A Svete, R Cotterell
ETH Zurich
arXiv, 4/2024 (2024)
Pretraining

📝 Paper Summary

Theoretical Expressivity of Transformers Formal Language Theory for Neural Networks
Transformers using either hard or sparse attention can exactly represent any n-gram language model, with trade-offs between the number of heads, layers, and embedding dimensionality.
Core Problem
Most theoretical analyses of transformers focus on binary language acceptance (classifiers), which mismatches the definition of language models as probability distributions over strings.
Why it matters:
  • Analyzing LMs as recognizers introduces a category error, ignoring the probabilities essential to language modeling
  • Understanding probabilistic capacity is crucial for interpreting how LMs implement formal computation models
  • Existing results on binary recognition do not directly translate to the autoregressive probability generation used in modern LMs
Concrete Example: A standard analysis might ask if a transformer can classify a string as valid/invalid Dyck-k. However, an LM assigns a probability to every token sequence.

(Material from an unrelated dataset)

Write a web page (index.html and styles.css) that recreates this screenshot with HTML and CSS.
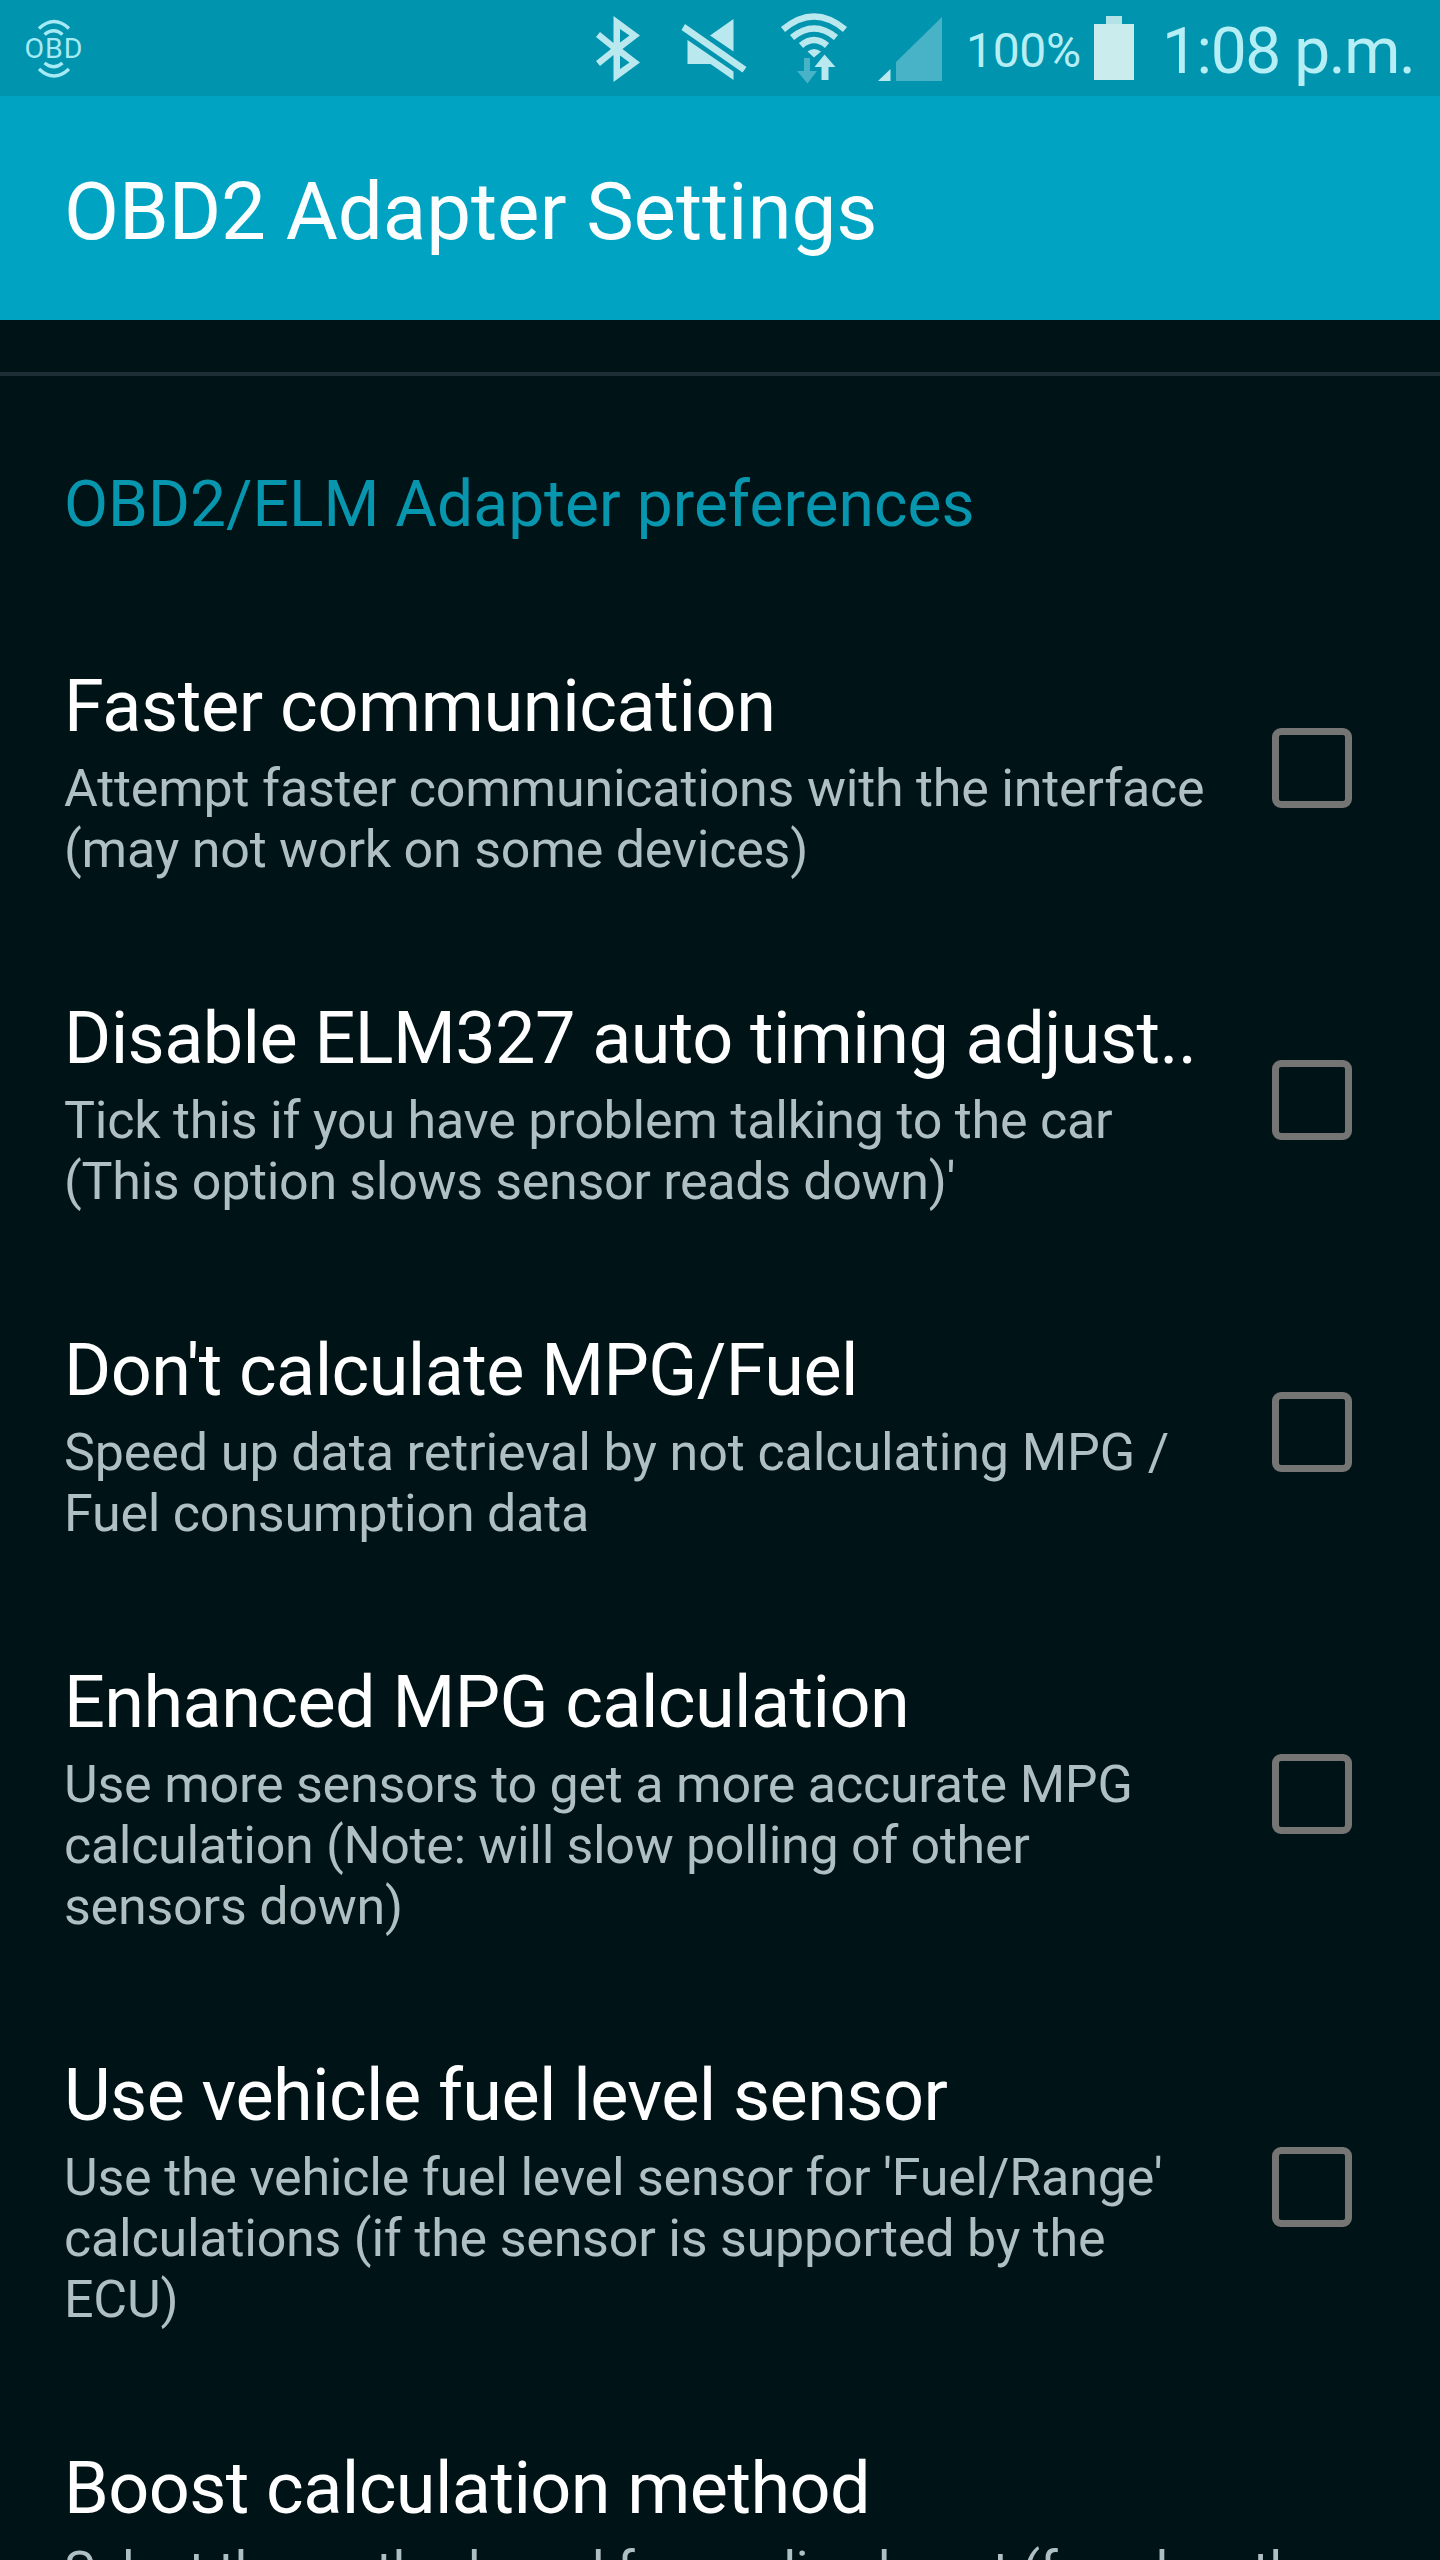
FILE: index.html
```html
<!DOCTYPE html>
<html lang="en">
<head>
<meta charset="utf-8">
<title>OBD2 Adapter Settings</title>
<link rel="stylesheet" href="styles.css">
</head>
<body>
<div class="screen">
  <div class="statusbar">
    <svg class="obd" width="64" height="64" viewBox="0 0 64 64" fill="none" stroke="#a5eaf4" stroke-width="3.4">
      <path d="M17 12.5Q32 -1.5 47 12.5M22.500 18.500Q32 11 40.500 18.500M22.500 47Q32 54.500 40.500 47M17 53Q32 67 47 53"/>
      <text x="31.500" y="42" class="obd-label" text-anchor="middle" textLength="58">OBD</text>
    </svg>
    <svg class="status-icons" width="360" height="96" viewBox="590 0 360 96" fill="#b9e8ef">
      <path fill-rule="evenodd" d="M613.500 16L640 35.500L622.500 49L640 62.500L613.500 82V55L600 66L596 61L611 49L596 37L600 32L613.500 43ZM620 29V42.500L629.500 35.500ZM620 55.500V69L629.500 62.500Z"/>
      <path d="M685 24L746.500 67L742.500 72.500L681.500 30ZM733.500 19V51.500L710 35.500ZM687.500 40L733.500 71.500V80L710.500 64H687.500Z"/>
      <g fill="none" stroke="#b9e8ef">
        <path stroke-width="6.500" d="M783 29.500Q814 3.500 845 29.500"/>
        <path stroke-width="6.500" d="M792 37.500Q814 19.500 836 37.500"/>
        <path stroke-width="6.500" d="M801 45.500Q814 34.500 827 45.500"/>
      </g>
      <path d="M807.500 51.500Q814 46.500 821 51.500L814 57.500ZM824.500 54.500L835.500 67H828.500V80H821.500V67H814.500Z"/>
      <path fill="#48b2c6" d="M804 58H810V71H817L807.500 83.500L797 71H804ZM896 62L942 17V81H896Z"/>
      <path d="M878 81L890.500 69V81Z"/>
    </svg>
    <span class="percent">100%</span>
    <svg class="battery" width="40" height="64" viewBox="0 0 40 64"><path fill="#b3e2e7" d="M12 0H28V8H12Z"/><path fill="#caecec" d="M0 8H40V64H0Z"/></svg>
    <span class="time">1:08 p.m.</span>
  </div>
  <header class="appbar">OBD2 Adapter Settings</header>
  <main>
    <h2 class="category">OBD2/ELM Adapter preferences</h2>
    <section class="row"><div class="text"><h3 class="wide">Faster communication</h3><p>Attempt faster communications with the interface<br>(may not work on some devices)</p></div><span class="check"></span></section>
    <section class="row"><div class="text"><h3>Disable ELM327 auto timing adjust..</h3><p>Tick this if you have problem talking to the car<br><span class="tight">(This option slows sensor reads down)'</span></p></div><span class="check"></span></section>
    <section class="row"><div class="text"><h3>Don't calculate MPG/Fuel</h3><p><span class="loose">Speed up data retrieval by not calculating MPG /</span><br>Fuel consumption data</p></div><span class="check"></span></section>
    <section class="row tall"><div class="text"><h3>Enhanced MPG calculation</h3><p>Use more sensors to get a more accurate MPG<br><span class="tight">calculation (Note: will slow polling of other</span><br>sensors down)</p></div><span class="check"></span></section>
    <section class="row tall"><div class="text"><h3>Use vehicle fuel level sensor</h3><p>Use the vehicle fuel level sensor for 'Fuel/Range'<br>calculations (if the sensor is supported by the<br>ECU)</p></div><span class="check"></span></section>
    <section class="row"><div class="text"><h3>Boost calculation method</h3><p>Select the method used for reading boost (for when the</p></div></section>
  </main>
</div>
</body>
</html>
```

FILE: styles.css
```css
* { box-sizing: border-box; }
body { margin: 0; background: #001418; font-family: Roboto, sans-serif; }
.screen { width: 1440px; height: 2560px; overflow: hidden; }
h2, h3, p { margin: 0; font-weight: 400; white-space: nowrap; }

.statusbar {
  display: flex;
  height: 96px;
  padding: 0 20px 0 22px;
  background: #0094ae;
  color: #b5eef5;
  white-space: nowrap;
}
.obd { flex: none; margin-top: 16px; overflow: visible; }
.obd-label { font-size: 28.5px; fill: #a5eaf4; stroke: none; }
.status-icons { flex: none; margin-left: 504px; }
.percent {
  flex: none;
  width: 128px;
  margin-left: 16px;
  font-size: 48px;
  line-height: 56px;
  padding-top: 23px;
  letter-spacing: -0.3px;
}
.battery { flex: none; margin-top: 16px; }
.time {
  margin-left: 28px;
  padding-top: 14px;
  font-size: 64px;
  line-height: 76px;
  letter-spacing: -1.4px;
}

.appbar {
  height: 224px;
  padding: 69px 64px 0;
  background: #00a4c2;
  color: #fafefe;
  font-size: 80px;
  line-height: 94px;
  letter-spacing: -0.1px;
}

main { padding-top: 52px; }
.category {
  height: 230px;
  padding: 91px 64px 0;
  border-top: 4px solid #1d2f35;
  color: #0796ae;
  font-size: 64px;
  line-height: 76px;
  letter-spacing: 0.05px;
}

.row {
  display: flex;
  align-items: center;
  justify-content: space-between;
  padding: 0 88px 0 64px;
}
.text { padding: 63px 0 54px; }
h3 {
  color: #fff;
  font-size: 72px;
  line-height: 84px;
  letter-spacing: -0.58px;
}
h3.wide { letter-spacing: -0.4px; }
p {
  margin-top: 9px;
  color: #b0bfc1;
  font-size: 52px;
  line-height: 61px;
  letter-spacing: -0.22px;
}
.tight { letter-spacing: -0.33px; }
.loose { letter-spacing: -0.1px; }
.check {
  width: 80px;
  height: 80px;
  border: 7px solid #757573;
  border-radius: 9px;
}
.tall .check { margin-bottom: 1px; }
```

This paper asks if a transformer can exactly match the conditional probability distribution P(w_t | w_{t-n+1}...w_{t-1}) of a classical n-gram model.
Key Novelty
Exact Probabilistic Simulation of n-gram LMs by Transformers
  • Constructs explicit weights showing how a transformer can copy previous symbols to the current position to form a history representation
  • Demonstrates that multiple mechanisms exist for this simulation: using n-1 attention heads in parallel OR n-1 layers in sequence
  • Extends the proof from idealized hard attention to differentiable sparse attention (sparsemax), bridging theory and practice
Architecture
Architecture Figure Figure 1
A schematic of a transformer LM simulating a 4-gram LM using 3 attention heads in a single layer
Evaluation Highlights
  • Theorem 3.1: A single-layer hard attention transformer with n-1 heads can exactly represent any n-gram LM
  • Theorem 3.2: A single-head hard attention transformer with n-1 layers can exactly represent any n-gram LM
  • Theorem 4.1: A single-layer sparse attention transformer with n-1 heads can exactly represent any n-gram LM
Breakthrough Assessment
7/10
Solid theoretical foundation establishing a clear lower bound on transformer expressivity. While n-grams are simple, shifting the analysis from binary recognition to probabilistic modeling is a significant methodological improvement.